• [Work to do] Reproduce every line of the listing as written, apart from the pictures.

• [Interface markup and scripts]
— begin —

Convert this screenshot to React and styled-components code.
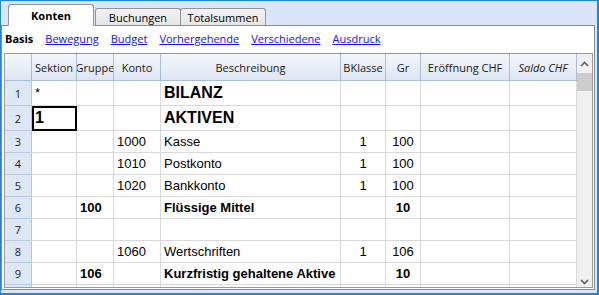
import React from "react"
import styled, { createGlobalStyle } from "styled-components"

const GlobalStyle = createGlobalStyle`
  body {
    margin: 0;
    font-family: "Open Sans", sans-serif;
  }
`

const UI = `"Open Sans", "Noto Sans", sans-serif`
const CELL = `"Liberation Sans", Arial, sans-serif`
const COLS = "27px 45px 37px 47px 180px 45px 35px 89px 67px"

const Frame = styled.div`
  width: 599px;
  height: 295px;
  box-sizing: border-box;
  border-style: solid;
  border-color: #1b86e2;
  border-width: 1px 2px 2px 1px;
  background: #dae6f8;
  padding: 0 1px 3px 0;
  display: flex;
  flex-direction: column;
  overflow: hidden;
`

const TabStrip = styled.div`
  height: 24px;
  display: flex;
  align-items: flex-end;
  padding-left: 7px;
  flex-shrink: 0;
`

const Tab = styled.div`
  box-sizing: border-box;
  width: 86px;
  height: ${p => (p.$active ? "22px" : "17px")};
  margin-left: ${p => p.$gap}px;
  margin-bottom: ${p => (p.$active ? "-1px" : "0")};
  border: 1px solid #8f939c;
  border-bottom: ${p => (p.$active ? "1px solid #fff" : "none")};
  border-radius: 3px 3px 0 0;
  background: ${p =>
    p.$active
      ? "linear-gradient(#fdfdfe, #ffffff)"
      : "linear-gradient(#f3f3f3, #e6e6e6)"};
  display: flex;
  align-items: center;
  justify-content: center;
  padding-top: ${p => (p.$active ? "0" : "1px")};
  font-family: ${UI};
  font-size: 11px;
  font-weight: ${p => (p.$active ? 700 : 400)};
  color: #000;
  position: relative;
  z-index: ${p => (p.$active ? 2 : 1)};
`

const Panel = styled.div`
  flex: 1;
  box-sizing: border-box;
  margin-right: 1px;
  border: 1px solid #8c8c8c;
  background: #fff;
  padding: 0 1px 1px 2px;
  display: flex;
  flex-direction: column;
  min-height: 0;
`

const NavBar = styled.div`
  height: 27px;
  flex-shrink: 0;
  display: flex;
  align-items: center;
  gap: 12px;
  padding-left: 1px;
  padding-bottom: 2px;
  box-sizing: border-box;
  font-family: ${UI};
  font-size: 11px;
`

const NavCurrent = styled.span`
  font-weight: 700;
  color: #000;
`

const NavLink = styled.a`
  color: #1010ff;
  text-decoration: underline;
  cursor: pointer;
`

const GridBox = styled.div`
  flex: 1;
  min-height: 0;
  border: 1px solid #9a9a9a;
  display: flex;
  overflow: hidden;
`

const Sheet = styled.div`
  width: 572px;
  display: flex;
  flex-direction: column;
`

const Row = styled.div`
  display: grid;
  grid-template-columns: ${COLS};
  height: ${p => p.$h}px;
  flex-shrink: 0;
`

const HeadCell = styled.div`
  box-sizing: border-box;
  border-right: 1px solid #aabdd8;
  border-bottom: 1px solid #aabdd8;
  background: linear-gradient(#f3f6fb, #dde6f3);
  font-family: ${UI};
  font-size: 11px;
  font-style: ${p => (p.$italic ? "italic" : "normal")};
  color: #1a1a1a;
  display: flex;
  align-items: center;
  justify-content: center;
  white-space: nowrap;
  overflow: hidden;
`

const NumCell = styled.div`
  box-sizing: border-box;
  border-right: 1px solid #b3c6e0;
  border-bottom: 1px solid #b9cbe4;
  background: #dde7f5;
  font-family: ${UI};
  font-size: 11px;
  color: #222;
  display: flex;
  align-items: center;
  justify-content: center;
`

const Cell = styled.div`
  box-sizing: border-box;
  border-right: 1px solid #d9d9d9;
  border-bottom: 1px solid #d9d9d9;
  font-family: ${CELL};
  font-size: ${p => (p.$big ? "16px" : "13px")};
  font-weight: ${p => (p.$bold || p.$big ? 700 : 400)};
  color: #000;
  display: flex;
  align-items: ${p => (p.$top ? "flex-start" : "center")};
  padding-top: ${p => (p.$top ? "4px" : "0")};
  justify-content: ${p => (p.$center ? "center" : "flex-start")};
  padding-left: ${p => (p.$center ? "0" : "3px")};
  white-space: nowrap;
  overflow: hidden;
  outline: ${p => (p.$selected ? "2px solid #000" : "none")};
  outline-offset: -2px;
`

const ScrollBar = styled.div`
  width: 16px;
  background: #f0f0f0;
  display: flex;
  flex-direction: column;
  align-items: center;
  justify-content: space-between;
  padding: 7px 0 2px;
`

const Thumb = styled.div`
  width: 15px;
  height: 18px;
  background: #cdcdcd;
  margin-top: 6px;
`

const Spacer = styled.div`
  flex: 1;
`

const Chevron = ({ down }) => (
  <svg width="9" height="6" viewBox="0 0 9 6">
    <polyline
      points={down ? "1,1 4.5,4.5 8,1" : "1,5 4.5,1.5 8,5"}
      fill="none"
      stroke="#606060"
      strokeWidth="1.6"
    />
  </svg>
)

const headers = [
  { t: "" },
  { t: "Sektion" },
  { t: "Gruppe" },
  { t: "Konto" },
  { t: "Beschreibung" },
  { t: "BKlasse" },
  { t: "Gr" },
  { t: "Eröffnung CHF" },
  { t: "Saldo CHF", italic: true },
]

// the last row is only a sliver at the bottom edge, its number stays hidden
const rows = [
  { n: 1, h: 25, sek: "*", top: true, desc: "BILANZ", big: true },
  { n: 2, h: 25, sek: "1", selected: true, desc: "AKTIVEN", big: true },
  { n: 3, h: 22, konto: "1000", desc: "Kasse", bk: "1", gr: "100" },
  { n: 4, h: 22, konto: "1010", desc: "Postkonto", bk: "1", gr: "100" },
  { n: 5, h: 22, konto: "1020", desc: "Bankkonto", bk: "1", gr: "100" },
  { n: 6, h: 22, grp: "100", desc: "Flüssige Mittel", gr: "10", bold: true },
  { n: 7, h: 22 },
  { n: 8, h: 22, konto: "1060", desc: "Wertschriften", bk: "1", gr: "106" },
  { n: 9, h: 22, grp: "106", desc: "Kurzfristig gehaltene Aktive", gr: "10", bold: true },
  { n: 10, h: 22, hideNum: true },
]

const navLinks = ["Bewegung", "Budget", "Vorhergehende", "Verschiedene", "Ausdruck"]

const App = () => (
  <>
    <GlobalStyle />
    <Frame>
      <TabStrip>
        <Tab $active $gap={0}>Konten</Tab>
        <Tab $gap={1}>Buchungen</Tab>
        <Tab $gap={-1}>Totalsummen</Tab>
      </TabStrip>
      <Panel>
        <NavBar>
          <NavCurrent>Basis</NavCurrent>
          {navLinks.map(l => (
            <NavLink key={l}>{l}</NavLink>
          ))}
        </NavBar>
        <GridBox>
          <Sheet>
            <Row $h={27}>
              {headers.map((h, i) => (
                <HeadCell key={i} $italic={h.italic}>{h.t}</HeadCell>
              ))}
            </Row>
            {rows.map(r => (
              <Row key={r.n} $h={r.h}>
                <NumCell>{r.hideNum ? "" : r.n}</NumCell>
                <Cell $top={r.top} $big={r.selected} $selected={r.selected}>{r.sek}</Cell>
                <Cell $bold={r.bold}>{r.grp}</Cell>
                <Cell>{r.konto}</Cell>
                <Cell $big={r.big} $bold={r.bold}>{r.desc}</Cell>
                <Cell $center>{r.bk}</Cell>
                <Cell $center $bold={r.bold}>{r.gr}</Cell>
                <Cell />
                <Cell />
              </Row>
            ))}
          </Sheet>
          <ScrollBar>
            <Chevron />
            <Thumb />
            <Spacer />
            <Chevron down />
          </ScrollBar>
        </GridBox>
      </Panel>
    </Frame>
  </>
)

export default App
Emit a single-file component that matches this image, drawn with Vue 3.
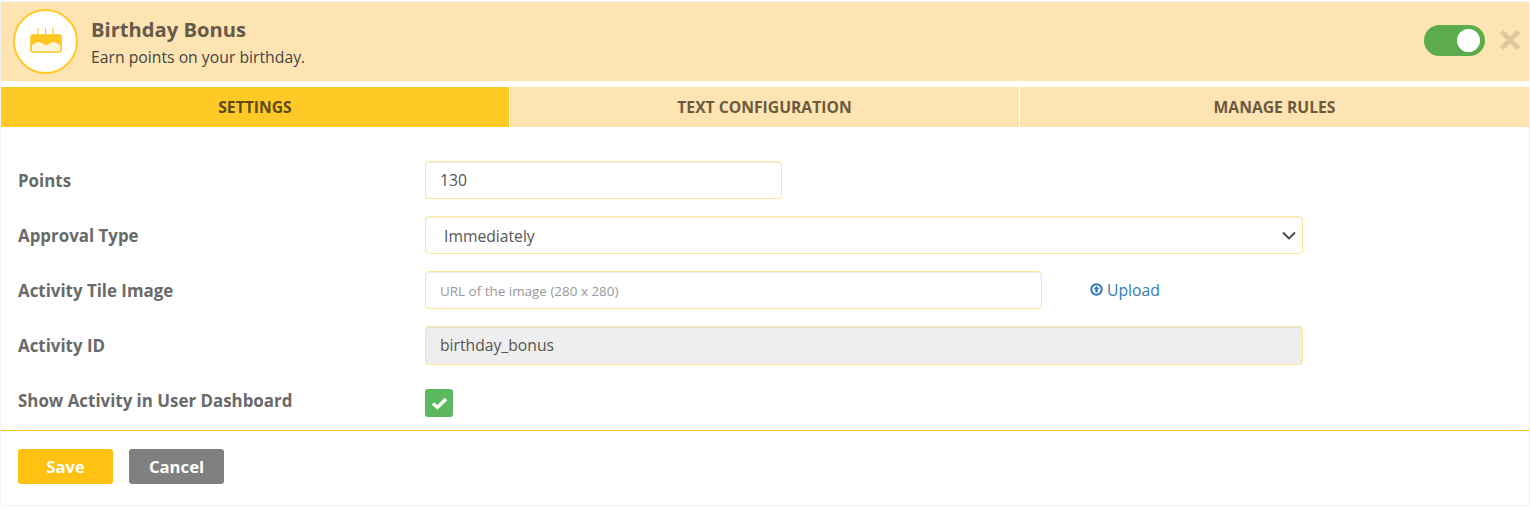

— end —

• [Solution to this task]
Convert this screenshot to React and styled-components code.
import React from "react"
import styled, { createGlobalStyle } from "styled-components"

const GlobalStyle = createGlobalStyle`
  body {
    margin: 0;
    font-family: "Open Sans", sans-serif;
  }
`

const UI = `"Open Sans", "Noto Sans", sans-serif`
const CELL = `"Liberation Sans", Arial, sans-serif`
const COLS = "27px 45px 37px 47px 180px 45px 35px 89px 67px"

const Frame = styled.div`
  width: 599px;
  height: 295px;
  box-sizing: border-box;
  border-style: solid;
  border-color: #1b86e2;
  border-width: 1px 2px 2px 1px;
  background: #dae6f8;
  padding: 0 1px 3px 0;
  display: flex;
  flex-direction: column;
  overflow: hidden;
`

const TabStrip = styled.div`
  height: 24px;
  display: flex;
  align-items: flex-end;
  padding-left: 7px;
  flex-shrink: 0;
`

const Tab = styled.div`
  box-sizing: border-box;
  width: 86px;
  height: ${p => (p.$active ? "22px" : "17px")};
  margin-left: ${p => p.$gap}px;
  margin-bottom: ${p => (p.$active ? "-1px" : "0")};
  border: 1px solid #8f939c;
  border-bottom: ${p => (p.$active ? "1px solid #fff" : "none")};
  border-radius: 3px 3px 0 0;
  background: ${p =>
    p.$active
      ? "linear-gradient(#fdfdfe, #ffffff)"
      : "linear-gradient(#f3f3f3, #e6e6e6)"};
  display: flex;
  align-items: center;
  justify-content: center;
  padding-top: ${p => (p.$active ? "0" : "1px")};
  font-family: ${UI};
  font-size: 11px;
  font-weight: ${p => (p.$active ? 700 : 400)};
  color: #000;
  position: relative;
  z-index: ${p => (p.$active ? 2 : 1)};
`

const Panel = styled.div`
  flex: 1;
  box-sizing: border-box;
  margin-right: 1px;
  border: 1px solid #8c8c8c;
  background: #fff;
  padding: 0 1px 1px 2px;
  display: flex;
  flex-direction: column;
  min-height: 0;
`

const NavBar = styled.div`
  height: 27px;
  flex-shrink: 0;
  display: flex;
  align-items: center;
  gap: 12px;
  padding-left: 1px;
  padding-bottom: 2px;
  box-sizing: border-box;
  font-family: ${UI};
  font-size: 11px;
`

const NavCurrent = styled.span`
  font-weight: 700;
  color: #000;
`

const NavLink = styled.a`
  color: #1010ff;
  text-decoration: underline;
  cursor: pointer;
`

const GridBox = styled.div`
  flex: 1;
  min-height: 0;
  border: 1px solid #9a9a9a;
  display: flex;
  overflow: hidden;
`

const Sheet = styled.div`
  width: 572px;
  display: flex;
  flex-direction: column;
`

const Row = styled.div`
  display: grid;
  grid-template-columns: ${COLS};
  height: ${p => p.$h}px;
  flex-shrink: 0;
`

const HeadCell = styled.div`
  box-sizing: border-box;
  border-right: 1px solid #aabdd8;
  border-bottom: 1px solid #aabdd8;
  background: linear-gradient(#f3f6fb, #dde6f3);
  font-family: ${UI};
  font-size: 11px;
  font-style: ${p => (p.$italic ? "italic" : "normal")};
  color: #1a1a1a;
  display: flex;
  align-items: center;
  justify-content: center;
  white-space: nowrap;
  overflow: hidden;
`

const NumCell = styled.div`
  box-sizing: border-box;
  border-right: 1px solid #b3c6e0;
  border-bottom: 1px solid #b9cbe4;
  background: #dde7f5;
  font-family: ${UI};
  font-size: 11px;
  color: #222;
  display: flex;
  align-items: center;
  justify-content: center;
`

const Cell = styled.div`
  box-sizing: border-box;
  border-right: 1px solid #d9d9d9;
  border-bottom: 1px solid #d9d9d9;
  font-family: ${CELL};
  font-size: ${p => (p.$big ? "16px" : "13px")};
  font-weight: ${p => (p.$bold || p.$big ? 700 : 400)};
  color: #000;
  display: flex;
  align-items: ${p => (p.$top ? "flex-start" : "center")};
  padding-top: ${p => (p.$top ? "4px" : "0")};
  justify-content: ${p => (p.$center ? "center" : "flex-start")};
  padding-left: ${p => (p.$center ? "0" : "3px")};
  white-space: nowrap;
  overflow: hidden;
  outline: ${p => (p.$selected ? "2px solid #000" : "none")};
  outline-offset: -2px;
`

const ScrollBar = styled.div`
  width: 16px;
  background: #f0f0f0;
  display: flex;
  flex-direction: column;
  align-items: center;
  justify-content: space-between;
  padding: 7px 0 2px;
`

const Thumb = styled.div`
  width: 15px;
  height: 18px;
  background: #cdcdcd;
  margin-top: 6px;
`

const Spacer = styled.div`
  flex: 1;
`

const Chevron = ({ down }) => (
  <svg width="9" height="6" viewBox="0 0 9 6">
    <polyline
      points={down ? "1,1 4.5,4.5 8,1" : "1,5 4.5,1.5 8,5"}
      fill="none"
      stroke="#606060"
      strokeWidth="1.6"
    />
  </svg>
)

const headers = [
  { t: "" },
  { t: "Sektion" },
  { t: "Gruppe" },
  { t: "Konto" },
  { t: "Beschreibung" },
  { t: "BKlasse" },
  { t: "Gr" },
  { t: "Eröffnung CHF" },
  { t: "Saldo CHF", italic: true },
]

// the last row is only a sliver at the bottom edge, its number stays hidden
const rows = [
  { n: 1, h: 25, sek: "*", top: true, desc: "BILANZ", big: true },
  { n: 2, h: 25, sek: "1", selected: true, desc: "AKTIVEN", big: true },
  { n: 3, h: 22, konto: "1000", desc: "Kasse", bk: "1", gr: "100" },
  { n: 4, h: 22, konto: "1010", desc: "Postkonto", bk: "1", gr: "100" },
  { n: 5, h: 22, konto: "1020", desc: "Bankkonto", bk: "1", gr: "100" },
  { n: 6, h: 22, grp: "100", desc: "Flüssige Mittel", gr: "10", bold: true },
  { n: 7, h: 22 },
  { n: 8, h: 22, konto: "1060", desc: "Wertschriften", bk: "1", gr: "106" },
  { n: 9, h: 22, grp: "106", desc: "Kurzfristig gehaltene Aktive", gr: "10", bold: true },
  { n: 10, h: 22, hideNum: true },
]

const navLinks = ["Bewegung", "Budget", "Vorhergehende", "Verschiedene", "Ausdruck"]

const App = () => (
  <>
    <GlobalStyle />
    <Frame>
      <TabStrip>
        <Tab $active $gap={0}>Konten</Tab>
        <Tab $gap={1}>Buchungen</Tab>
        <Tab $gap={-1}>Totalsummen</Tab>
      </TabStrip>
      <Panel>
        <NavBar>
          <NavCurrent>Basis</NavCurrent>
          {navLinks.map(l => (
            <NavLink key={l}>{l}</NavLink>
          ))}
        </NavBar>
        <GridBox>
          <Sheet>
            <Row $h={27}>
              {headers.map((h, i) => (
                <HeadCell key={i} $italic={h.italic}>{h.t}</HeadCell>
              ))}
            </Row>
            {rows.map(r => (
              <Row key={r.n} $h={r.h}>
                <NumCell>{r.hideNum ? "" : r.n}</NumCell>
                <Cell $top={r.top} $big={r.selected} $selected={r.selected}>{r.sek}</Cell>
                <Cell $bold={r.bold}>{r.grp}</Cell>
                <Cell>{r.konto}</Cell>
                <Cell $big={r.big} $bold={r.bold}>{r.desc}</Cell>
                <Cell $center>{r.bk}</Cell>
                <Cell $center $bold={r.bold}>{r.gr}</Cell>
                <Cell />
                <Cell />
              </Row>
            ))}
          </Sheet>
          <ScrollBar>
            <Chevron />
            <Thumb />
            <Spacer />
            <Chevron down />
          </ScrollBar>
        </GridBox>
      </Panel>
    </Frame>
  </>
)

export default App
Emit a single-file component that matches this image, drawn with Vue 3.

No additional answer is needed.